Black Rabbit (91 Greenpoint Avenue), the latest addition to Greenpoint’s pocket of bars near Franklin Avenue, is tricked out with booths that have call buttons to alert servers when you’re ready for your next round. But those buttons aren’t toys—or at least that’s what some patrons should have been told on a recent Saturday-night visit. “How weird!” exclaimed an easily amused woman as she hunched forward and pressed the on-and-off switch, causing a red light bulb to flicker.
The perfectly gimmicky booths are enclosed with low swinging doors, lending them a few extra points on the quaint-o- meter, but the drink menu is the place’s strong point, with its $3 cans of Guinness, $5 tap beers—including oddball imports like Bitburger—and $7 Dark and Stormys.

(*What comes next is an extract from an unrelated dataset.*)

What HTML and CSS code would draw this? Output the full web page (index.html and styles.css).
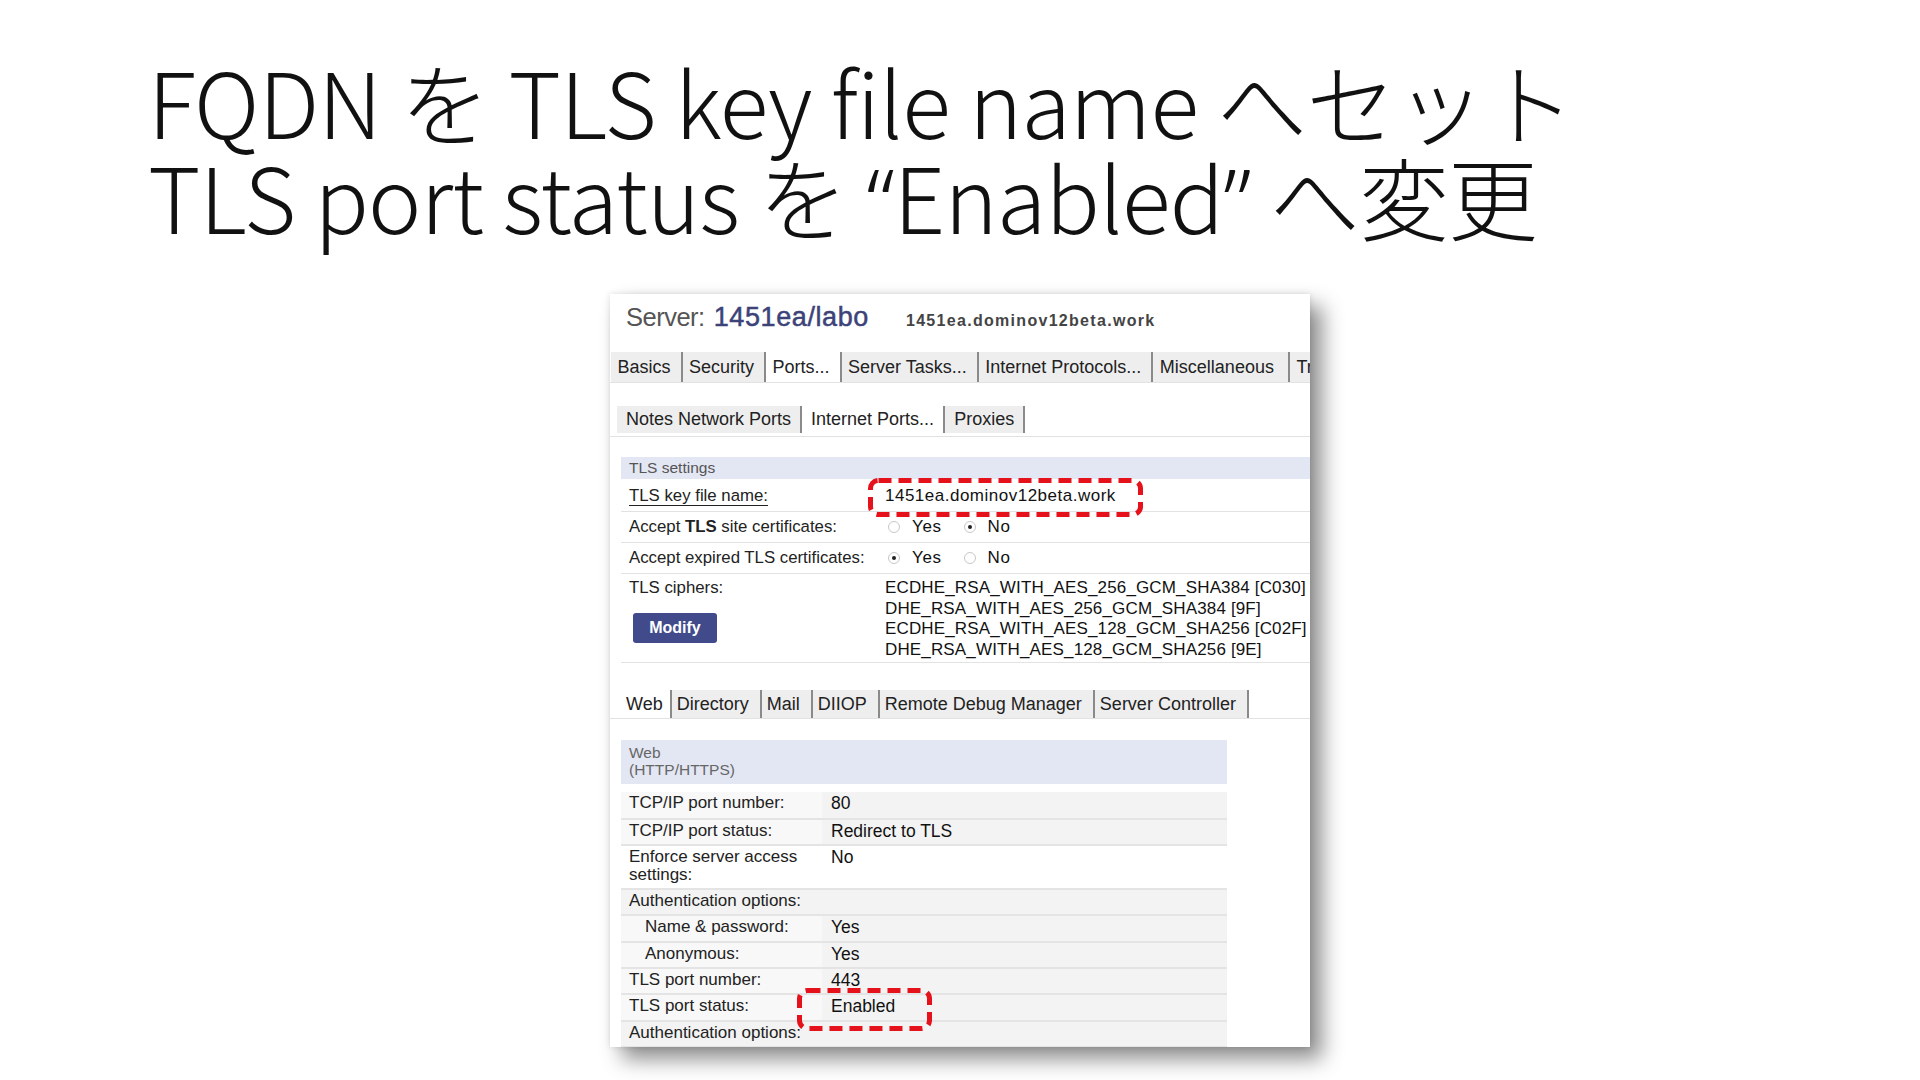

The reasonable prices were a good indication that the owner knows the area’s yuppie demographic well, and its struggling twentysomethings even better. Kent Lanier, who tends bar at his month-old spot, made my companion’s sangria from scratch and muddled the fruit himself. I branched out a bit and opted for the Cactus Berry, a margarita-meets-sangria mix of Rioja, tequila, triple sec, and fresh lime juice—then opted for another and another.
While the drinks may be easy on the wallet, the décor at the former home-nurse-training center is decidedly swanky. The space is done up in a sophisticated Algonquin Hotel/British pub look: There’s a Dutch-style front door, dark lacquered woods, long benches along the back wall, and parlor-esque reading lamps lining the bar. An oil portrait of Lehain’s Irish great-grandfather, whose nickname was Black Rabbit, is mounted above the cash register. We hit the eavesdropping jackpot waiting for our order of Welsh rarebit, a fondue-like dish of melted cheese mixed with beer and chunks of bread (other items included mini-cheeseburgers and tater tots with rarebit sauce). On our left, two guys were having an animated discussion about their ideal comic-book plots. Unable to make out everything the Marvel geeks said over the Vapors’ “Turning Japanese,” we could ascertain that said plots involved characters like Simon and Garfunkel zombies. On our right was the proverbial pick-up artist. While it wasn’t strange to see a dude asking two deeply-out-of-his-league girls if they lived in the neighborhood, we couldn’t help but notice he was also casually flipping through an issue of Cosmopolitan. Huh? Were we witnessing a brilliant display of skills gleaned from VH1’s The Pick Up Artist, a reality show that teaches dateless men how to attract women by acting like dumbasses? No. The guy eventually sauntered off, and one of the girls told us the magazine was hers: She had laid the
Cosmo on the bar stool to reserve the seat, but was too embarrassed to claim it when he approached.
So maybe knuckleheadedness is a latent thing at the Rabbit, but there’s enough of an earnest air in the joint to even things out. We asked Lehain if a letter board that said “Saturday, 80s-ish” was a reference to the night’s music. “No, it’s the weather forecast.”